===== Rows =====

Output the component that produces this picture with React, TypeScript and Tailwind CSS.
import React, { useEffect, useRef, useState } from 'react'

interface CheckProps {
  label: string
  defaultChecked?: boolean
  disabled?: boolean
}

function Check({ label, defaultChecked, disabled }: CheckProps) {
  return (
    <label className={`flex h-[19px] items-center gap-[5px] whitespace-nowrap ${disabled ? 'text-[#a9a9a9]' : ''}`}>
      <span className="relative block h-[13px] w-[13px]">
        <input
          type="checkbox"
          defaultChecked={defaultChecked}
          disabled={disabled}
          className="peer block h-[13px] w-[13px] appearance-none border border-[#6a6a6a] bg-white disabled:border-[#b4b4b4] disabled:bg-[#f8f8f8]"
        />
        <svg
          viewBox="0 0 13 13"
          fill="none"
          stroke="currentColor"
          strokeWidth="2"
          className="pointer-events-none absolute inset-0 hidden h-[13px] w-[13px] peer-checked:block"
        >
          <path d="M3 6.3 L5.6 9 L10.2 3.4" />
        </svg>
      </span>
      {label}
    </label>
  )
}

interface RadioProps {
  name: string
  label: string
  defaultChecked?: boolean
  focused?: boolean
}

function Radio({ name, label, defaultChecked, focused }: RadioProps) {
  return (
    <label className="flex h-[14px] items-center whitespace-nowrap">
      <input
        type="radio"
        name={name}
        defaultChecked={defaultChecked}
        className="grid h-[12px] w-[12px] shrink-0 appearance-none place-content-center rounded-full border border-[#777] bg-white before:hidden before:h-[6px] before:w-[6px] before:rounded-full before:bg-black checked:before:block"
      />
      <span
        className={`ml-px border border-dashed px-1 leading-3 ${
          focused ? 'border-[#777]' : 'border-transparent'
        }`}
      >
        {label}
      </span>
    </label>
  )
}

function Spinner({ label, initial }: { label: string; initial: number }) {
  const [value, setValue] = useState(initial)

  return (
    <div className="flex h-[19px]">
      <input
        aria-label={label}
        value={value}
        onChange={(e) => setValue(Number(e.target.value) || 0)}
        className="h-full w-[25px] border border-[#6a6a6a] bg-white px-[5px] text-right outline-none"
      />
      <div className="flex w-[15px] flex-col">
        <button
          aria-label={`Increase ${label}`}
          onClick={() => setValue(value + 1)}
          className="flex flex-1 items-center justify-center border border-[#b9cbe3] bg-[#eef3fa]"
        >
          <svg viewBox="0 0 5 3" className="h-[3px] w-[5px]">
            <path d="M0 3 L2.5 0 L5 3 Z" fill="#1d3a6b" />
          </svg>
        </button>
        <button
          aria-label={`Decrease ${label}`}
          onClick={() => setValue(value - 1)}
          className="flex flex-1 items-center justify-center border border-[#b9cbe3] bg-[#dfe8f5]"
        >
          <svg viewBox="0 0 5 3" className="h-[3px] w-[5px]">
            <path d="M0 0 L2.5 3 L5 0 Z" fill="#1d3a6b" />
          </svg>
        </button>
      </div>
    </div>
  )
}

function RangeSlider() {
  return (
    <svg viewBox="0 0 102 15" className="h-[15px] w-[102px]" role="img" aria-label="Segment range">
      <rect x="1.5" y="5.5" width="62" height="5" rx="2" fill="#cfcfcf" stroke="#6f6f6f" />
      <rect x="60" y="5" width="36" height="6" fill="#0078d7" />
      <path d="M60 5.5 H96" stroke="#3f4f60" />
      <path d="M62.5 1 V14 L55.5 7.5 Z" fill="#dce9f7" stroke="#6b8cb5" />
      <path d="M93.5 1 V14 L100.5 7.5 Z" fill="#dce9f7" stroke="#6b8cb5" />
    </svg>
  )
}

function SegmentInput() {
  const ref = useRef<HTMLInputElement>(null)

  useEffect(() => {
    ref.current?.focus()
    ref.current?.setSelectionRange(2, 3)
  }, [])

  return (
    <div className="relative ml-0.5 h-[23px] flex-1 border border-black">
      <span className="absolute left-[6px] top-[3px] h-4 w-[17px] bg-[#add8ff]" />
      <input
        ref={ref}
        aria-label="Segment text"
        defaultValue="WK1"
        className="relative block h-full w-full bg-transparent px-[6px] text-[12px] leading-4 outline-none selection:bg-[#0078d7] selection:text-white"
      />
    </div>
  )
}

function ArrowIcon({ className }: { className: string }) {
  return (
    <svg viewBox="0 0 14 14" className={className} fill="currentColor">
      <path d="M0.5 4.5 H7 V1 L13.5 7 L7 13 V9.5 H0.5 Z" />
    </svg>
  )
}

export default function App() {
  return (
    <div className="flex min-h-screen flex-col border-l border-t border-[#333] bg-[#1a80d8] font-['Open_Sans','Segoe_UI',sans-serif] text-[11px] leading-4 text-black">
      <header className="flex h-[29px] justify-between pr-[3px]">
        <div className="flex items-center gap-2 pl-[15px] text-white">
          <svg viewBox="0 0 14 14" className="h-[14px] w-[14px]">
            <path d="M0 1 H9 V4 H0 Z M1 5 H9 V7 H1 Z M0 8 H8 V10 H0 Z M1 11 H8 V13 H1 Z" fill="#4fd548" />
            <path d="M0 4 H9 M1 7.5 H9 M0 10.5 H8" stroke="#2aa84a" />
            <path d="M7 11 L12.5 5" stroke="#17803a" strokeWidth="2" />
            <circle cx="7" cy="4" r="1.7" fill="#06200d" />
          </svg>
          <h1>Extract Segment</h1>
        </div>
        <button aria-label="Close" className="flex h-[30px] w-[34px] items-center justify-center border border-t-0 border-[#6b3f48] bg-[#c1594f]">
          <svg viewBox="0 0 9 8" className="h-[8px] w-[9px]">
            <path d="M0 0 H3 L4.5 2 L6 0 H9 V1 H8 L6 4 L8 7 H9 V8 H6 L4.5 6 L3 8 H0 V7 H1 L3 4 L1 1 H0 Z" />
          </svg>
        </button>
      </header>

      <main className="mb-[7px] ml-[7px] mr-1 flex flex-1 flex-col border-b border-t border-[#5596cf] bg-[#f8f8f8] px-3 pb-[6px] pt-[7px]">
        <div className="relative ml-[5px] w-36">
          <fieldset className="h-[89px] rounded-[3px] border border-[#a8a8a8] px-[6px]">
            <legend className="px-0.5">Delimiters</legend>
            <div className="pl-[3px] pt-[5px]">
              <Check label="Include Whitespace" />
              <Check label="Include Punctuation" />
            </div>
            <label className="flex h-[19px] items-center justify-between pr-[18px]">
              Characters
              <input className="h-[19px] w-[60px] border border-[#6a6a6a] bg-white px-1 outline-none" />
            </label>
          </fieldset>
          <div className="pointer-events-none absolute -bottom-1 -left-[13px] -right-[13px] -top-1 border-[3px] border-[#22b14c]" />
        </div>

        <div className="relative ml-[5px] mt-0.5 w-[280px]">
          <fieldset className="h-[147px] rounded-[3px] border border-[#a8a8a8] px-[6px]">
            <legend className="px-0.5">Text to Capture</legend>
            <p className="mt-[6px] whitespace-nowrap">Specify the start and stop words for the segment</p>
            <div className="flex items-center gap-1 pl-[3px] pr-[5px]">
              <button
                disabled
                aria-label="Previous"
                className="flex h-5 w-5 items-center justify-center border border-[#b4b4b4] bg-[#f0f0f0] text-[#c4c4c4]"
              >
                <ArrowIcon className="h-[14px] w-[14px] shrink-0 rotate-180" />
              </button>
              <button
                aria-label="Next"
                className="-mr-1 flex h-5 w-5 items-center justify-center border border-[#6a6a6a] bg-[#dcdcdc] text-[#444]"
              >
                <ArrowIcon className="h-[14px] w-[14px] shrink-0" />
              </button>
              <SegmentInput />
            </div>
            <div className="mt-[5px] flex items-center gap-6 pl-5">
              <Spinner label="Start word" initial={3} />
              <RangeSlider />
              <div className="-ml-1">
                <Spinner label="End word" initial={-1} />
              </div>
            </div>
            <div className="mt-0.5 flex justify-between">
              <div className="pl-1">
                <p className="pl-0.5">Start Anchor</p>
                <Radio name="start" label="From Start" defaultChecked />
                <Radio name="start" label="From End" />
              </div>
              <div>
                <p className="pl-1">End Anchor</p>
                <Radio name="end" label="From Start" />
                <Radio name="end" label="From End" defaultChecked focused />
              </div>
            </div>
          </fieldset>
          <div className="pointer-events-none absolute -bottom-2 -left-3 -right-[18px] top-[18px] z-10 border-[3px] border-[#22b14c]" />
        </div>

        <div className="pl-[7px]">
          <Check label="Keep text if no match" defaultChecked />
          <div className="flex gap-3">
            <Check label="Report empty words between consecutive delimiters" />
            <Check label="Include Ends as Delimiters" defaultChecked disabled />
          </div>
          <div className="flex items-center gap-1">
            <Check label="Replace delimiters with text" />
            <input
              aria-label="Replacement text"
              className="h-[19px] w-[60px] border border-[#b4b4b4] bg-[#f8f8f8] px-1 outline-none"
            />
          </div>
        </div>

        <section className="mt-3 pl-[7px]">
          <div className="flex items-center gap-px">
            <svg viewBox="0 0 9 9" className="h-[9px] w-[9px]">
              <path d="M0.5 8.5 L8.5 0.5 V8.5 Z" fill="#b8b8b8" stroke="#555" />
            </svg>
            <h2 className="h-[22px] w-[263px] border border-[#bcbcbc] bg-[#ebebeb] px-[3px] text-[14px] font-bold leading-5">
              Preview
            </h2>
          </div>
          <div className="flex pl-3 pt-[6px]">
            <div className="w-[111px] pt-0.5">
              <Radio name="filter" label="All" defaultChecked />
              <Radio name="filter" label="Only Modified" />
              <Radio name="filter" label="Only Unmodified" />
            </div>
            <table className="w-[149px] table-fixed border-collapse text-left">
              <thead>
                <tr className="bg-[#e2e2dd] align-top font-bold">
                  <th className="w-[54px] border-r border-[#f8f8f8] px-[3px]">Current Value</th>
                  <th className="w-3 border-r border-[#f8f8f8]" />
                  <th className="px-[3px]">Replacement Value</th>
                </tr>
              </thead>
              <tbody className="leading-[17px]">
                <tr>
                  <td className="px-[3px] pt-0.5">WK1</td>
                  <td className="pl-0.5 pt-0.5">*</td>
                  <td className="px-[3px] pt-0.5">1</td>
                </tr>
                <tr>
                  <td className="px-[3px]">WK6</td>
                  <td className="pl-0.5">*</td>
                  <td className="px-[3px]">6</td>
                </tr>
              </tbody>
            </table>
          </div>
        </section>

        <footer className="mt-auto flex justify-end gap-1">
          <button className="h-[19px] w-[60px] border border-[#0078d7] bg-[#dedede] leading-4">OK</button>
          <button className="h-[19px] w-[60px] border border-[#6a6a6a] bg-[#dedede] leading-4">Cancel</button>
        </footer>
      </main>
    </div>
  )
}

=====
===== Rows =====

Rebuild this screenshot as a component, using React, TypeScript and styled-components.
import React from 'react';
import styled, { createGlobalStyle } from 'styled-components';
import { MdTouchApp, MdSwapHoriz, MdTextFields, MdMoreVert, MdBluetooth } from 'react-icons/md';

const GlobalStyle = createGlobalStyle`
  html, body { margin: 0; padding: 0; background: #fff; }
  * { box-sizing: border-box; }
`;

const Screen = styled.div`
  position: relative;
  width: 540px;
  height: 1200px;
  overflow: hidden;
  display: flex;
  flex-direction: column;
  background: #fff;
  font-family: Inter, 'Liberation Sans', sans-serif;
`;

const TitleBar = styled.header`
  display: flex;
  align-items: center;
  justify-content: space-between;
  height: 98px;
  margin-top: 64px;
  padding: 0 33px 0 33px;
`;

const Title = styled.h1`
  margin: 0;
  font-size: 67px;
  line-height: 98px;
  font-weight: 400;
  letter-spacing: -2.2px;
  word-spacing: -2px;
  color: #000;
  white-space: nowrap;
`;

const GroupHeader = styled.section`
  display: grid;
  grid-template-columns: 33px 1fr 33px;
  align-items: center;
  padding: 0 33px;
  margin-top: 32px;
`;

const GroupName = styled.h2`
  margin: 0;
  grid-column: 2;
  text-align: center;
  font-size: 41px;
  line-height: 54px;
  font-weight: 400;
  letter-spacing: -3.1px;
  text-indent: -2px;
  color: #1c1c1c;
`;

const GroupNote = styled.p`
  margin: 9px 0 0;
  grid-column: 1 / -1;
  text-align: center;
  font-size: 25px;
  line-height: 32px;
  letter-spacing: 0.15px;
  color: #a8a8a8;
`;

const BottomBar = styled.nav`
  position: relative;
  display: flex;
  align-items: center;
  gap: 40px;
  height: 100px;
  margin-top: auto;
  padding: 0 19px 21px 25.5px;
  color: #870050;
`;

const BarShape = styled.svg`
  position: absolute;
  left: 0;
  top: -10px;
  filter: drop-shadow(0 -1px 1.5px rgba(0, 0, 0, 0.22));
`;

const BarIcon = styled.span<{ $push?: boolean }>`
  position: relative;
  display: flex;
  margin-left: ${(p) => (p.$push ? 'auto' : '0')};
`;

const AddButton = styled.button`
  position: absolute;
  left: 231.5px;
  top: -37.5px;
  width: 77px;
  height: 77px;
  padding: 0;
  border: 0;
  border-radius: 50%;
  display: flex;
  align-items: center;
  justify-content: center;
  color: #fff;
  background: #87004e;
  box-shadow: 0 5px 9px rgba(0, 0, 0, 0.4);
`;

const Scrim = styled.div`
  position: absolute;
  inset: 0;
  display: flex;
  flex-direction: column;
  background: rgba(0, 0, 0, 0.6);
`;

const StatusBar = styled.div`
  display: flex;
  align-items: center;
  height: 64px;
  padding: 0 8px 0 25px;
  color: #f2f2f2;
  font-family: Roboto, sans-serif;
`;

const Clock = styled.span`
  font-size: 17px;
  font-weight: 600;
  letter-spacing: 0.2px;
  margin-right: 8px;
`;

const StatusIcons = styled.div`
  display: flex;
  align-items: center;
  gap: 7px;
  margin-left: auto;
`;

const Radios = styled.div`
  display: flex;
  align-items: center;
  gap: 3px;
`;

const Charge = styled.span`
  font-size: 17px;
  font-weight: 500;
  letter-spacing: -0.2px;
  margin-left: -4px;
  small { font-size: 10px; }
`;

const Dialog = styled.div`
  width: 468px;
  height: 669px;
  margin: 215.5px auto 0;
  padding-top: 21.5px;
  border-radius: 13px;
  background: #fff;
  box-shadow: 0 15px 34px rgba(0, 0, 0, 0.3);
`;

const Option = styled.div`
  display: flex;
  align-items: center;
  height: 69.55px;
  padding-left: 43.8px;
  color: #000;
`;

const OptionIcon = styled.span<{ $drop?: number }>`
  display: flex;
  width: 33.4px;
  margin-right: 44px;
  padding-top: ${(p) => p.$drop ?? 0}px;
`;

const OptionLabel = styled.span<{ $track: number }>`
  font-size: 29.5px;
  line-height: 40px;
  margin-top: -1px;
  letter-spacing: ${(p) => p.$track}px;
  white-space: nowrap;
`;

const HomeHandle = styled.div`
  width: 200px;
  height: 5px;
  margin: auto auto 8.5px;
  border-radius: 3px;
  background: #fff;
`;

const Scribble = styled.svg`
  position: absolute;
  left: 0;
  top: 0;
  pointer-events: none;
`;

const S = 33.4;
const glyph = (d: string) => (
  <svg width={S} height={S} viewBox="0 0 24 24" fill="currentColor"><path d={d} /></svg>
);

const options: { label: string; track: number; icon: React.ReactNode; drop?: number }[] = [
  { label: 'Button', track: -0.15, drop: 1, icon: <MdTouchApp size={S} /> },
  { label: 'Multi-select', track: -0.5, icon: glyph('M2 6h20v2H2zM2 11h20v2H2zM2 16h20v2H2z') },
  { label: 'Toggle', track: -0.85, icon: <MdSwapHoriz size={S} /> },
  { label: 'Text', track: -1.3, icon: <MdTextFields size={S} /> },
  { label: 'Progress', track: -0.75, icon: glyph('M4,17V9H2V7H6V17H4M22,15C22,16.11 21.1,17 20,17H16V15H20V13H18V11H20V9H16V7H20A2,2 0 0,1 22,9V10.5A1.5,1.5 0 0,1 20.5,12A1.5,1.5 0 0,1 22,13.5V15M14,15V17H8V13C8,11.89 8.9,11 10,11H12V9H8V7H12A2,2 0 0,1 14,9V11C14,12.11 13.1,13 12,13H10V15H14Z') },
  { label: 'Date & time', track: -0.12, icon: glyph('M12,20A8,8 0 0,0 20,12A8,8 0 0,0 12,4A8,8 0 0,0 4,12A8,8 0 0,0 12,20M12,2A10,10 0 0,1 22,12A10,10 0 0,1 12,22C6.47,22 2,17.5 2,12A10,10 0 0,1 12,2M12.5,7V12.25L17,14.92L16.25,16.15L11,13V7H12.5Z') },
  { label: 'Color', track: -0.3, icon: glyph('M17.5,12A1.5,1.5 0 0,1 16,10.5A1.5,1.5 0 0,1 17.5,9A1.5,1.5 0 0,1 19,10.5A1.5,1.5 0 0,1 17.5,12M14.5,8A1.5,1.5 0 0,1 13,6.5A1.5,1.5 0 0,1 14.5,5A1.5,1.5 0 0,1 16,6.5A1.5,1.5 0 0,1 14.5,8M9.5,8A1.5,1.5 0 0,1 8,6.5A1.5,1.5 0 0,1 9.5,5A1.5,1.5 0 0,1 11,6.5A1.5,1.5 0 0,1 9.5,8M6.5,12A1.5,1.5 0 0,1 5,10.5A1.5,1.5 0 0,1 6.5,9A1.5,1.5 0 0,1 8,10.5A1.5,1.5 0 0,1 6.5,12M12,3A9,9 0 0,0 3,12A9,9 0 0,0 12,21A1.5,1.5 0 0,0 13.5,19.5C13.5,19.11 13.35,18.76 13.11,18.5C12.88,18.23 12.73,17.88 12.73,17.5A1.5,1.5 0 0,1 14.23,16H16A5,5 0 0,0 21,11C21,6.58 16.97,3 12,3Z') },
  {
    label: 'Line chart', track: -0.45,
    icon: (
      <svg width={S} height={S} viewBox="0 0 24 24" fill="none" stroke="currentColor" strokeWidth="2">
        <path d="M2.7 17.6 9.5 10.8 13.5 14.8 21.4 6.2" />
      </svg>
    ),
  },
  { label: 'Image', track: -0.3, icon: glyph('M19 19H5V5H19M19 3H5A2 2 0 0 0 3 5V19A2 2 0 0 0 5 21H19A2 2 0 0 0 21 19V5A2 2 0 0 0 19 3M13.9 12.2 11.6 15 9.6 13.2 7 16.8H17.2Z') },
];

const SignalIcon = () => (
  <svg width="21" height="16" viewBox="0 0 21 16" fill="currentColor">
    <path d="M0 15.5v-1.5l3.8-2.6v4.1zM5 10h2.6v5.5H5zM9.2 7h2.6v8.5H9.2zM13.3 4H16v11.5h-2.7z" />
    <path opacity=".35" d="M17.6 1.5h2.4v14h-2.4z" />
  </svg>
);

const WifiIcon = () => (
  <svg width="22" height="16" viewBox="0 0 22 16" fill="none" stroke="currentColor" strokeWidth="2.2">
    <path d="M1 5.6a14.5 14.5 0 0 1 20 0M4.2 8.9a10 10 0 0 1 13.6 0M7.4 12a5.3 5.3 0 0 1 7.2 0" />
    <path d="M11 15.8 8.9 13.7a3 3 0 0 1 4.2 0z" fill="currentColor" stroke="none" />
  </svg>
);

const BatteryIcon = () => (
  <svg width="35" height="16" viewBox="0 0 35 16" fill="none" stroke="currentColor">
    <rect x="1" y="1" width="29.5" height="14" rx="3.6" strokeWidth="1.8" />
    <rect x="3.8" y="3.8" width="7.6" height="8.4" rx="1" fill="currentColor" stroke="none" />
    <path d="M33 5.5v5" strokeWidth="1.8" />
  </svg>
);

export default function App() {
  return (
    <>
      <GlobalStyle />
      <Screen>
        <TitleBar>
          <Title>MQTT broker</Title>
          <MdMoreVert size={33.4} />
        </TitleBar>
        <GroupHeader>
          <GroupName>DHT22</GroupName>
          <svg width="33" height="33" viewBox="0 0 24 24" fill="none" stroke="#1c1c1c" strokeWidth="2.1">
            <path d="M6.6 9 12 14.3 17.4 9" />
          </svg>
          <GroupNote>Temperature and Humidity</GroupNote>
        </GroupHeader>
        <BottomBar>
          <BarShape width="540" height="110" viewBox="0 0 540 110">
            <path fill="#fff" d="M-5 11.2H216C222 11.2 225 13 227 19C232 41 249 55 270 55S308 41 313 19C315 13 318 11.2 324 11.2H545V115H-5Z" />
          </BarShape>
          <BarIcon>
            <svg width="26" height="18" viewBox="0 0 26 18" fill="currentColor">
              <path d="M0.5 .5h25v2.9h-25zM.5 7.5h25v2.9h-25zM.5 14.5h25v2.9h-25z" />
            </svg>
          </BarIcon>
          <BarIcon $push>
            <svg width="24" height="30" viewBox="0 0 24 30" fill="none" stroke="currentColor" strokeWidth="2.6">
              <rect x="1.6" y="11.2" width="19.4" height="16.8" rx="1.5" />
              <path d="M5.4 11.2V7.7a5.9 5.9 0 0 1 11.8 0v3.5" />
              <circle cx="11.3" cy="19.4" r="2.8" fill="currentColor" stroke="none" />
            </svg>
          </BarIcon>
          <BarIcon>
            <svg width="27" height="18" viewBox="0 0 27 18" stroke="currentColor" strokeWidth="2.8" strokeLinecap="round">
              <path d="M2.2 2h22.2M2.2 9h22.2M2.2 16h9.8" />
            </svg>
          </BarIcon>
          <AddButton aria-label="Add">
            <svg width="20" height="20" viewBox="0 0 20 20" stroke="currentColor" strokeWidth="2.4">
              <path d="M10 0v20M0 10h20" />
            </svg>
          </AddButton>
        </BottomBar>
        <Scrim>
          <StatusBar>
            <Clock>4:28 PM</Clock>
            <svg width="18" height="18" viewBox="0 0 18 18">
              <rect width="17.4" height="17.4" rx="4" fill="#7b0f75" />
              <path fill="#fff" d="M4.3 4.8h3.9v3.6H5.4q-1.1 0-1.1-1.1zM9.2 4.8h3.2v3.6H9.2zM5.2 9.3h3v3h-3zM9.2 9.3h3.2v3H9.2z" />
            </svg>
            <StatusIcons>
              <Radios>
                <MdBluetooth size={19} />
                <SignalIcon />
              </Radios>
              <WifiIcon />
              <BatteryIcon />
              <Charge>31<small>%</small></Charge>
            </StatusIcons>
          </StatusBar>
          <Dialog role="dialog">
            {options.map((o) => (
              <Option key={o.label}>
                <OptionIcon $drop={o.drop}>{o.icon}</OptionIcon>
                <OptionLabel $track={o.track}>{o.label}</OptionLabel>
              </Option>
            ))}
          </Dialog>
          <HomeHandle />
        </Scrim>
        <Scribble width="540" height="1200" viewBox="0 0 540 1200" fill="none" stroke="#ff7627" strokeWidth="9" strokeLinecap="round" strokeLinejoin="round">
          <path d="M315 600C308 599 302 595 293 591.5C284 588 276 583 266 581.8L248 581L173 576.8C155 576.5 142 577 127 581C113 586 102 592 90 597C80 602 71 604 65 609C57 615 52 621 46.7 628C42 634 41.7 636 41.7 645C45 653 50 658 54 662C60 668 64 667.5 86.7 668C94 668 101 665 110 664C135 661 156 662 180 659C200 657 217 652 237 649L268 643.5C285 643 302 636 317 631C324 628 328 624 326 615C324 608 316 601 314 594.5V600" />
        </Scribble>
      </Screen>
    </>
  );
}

=====

-- Your task --
In the listing, find each line with the string "this" and copy it.

-- Correct output --
Output the component that produces this picture with React, TypeScript and Tailwind CSS.
Rebuild this screenshot as a component, using React, TypeScript and styled-components.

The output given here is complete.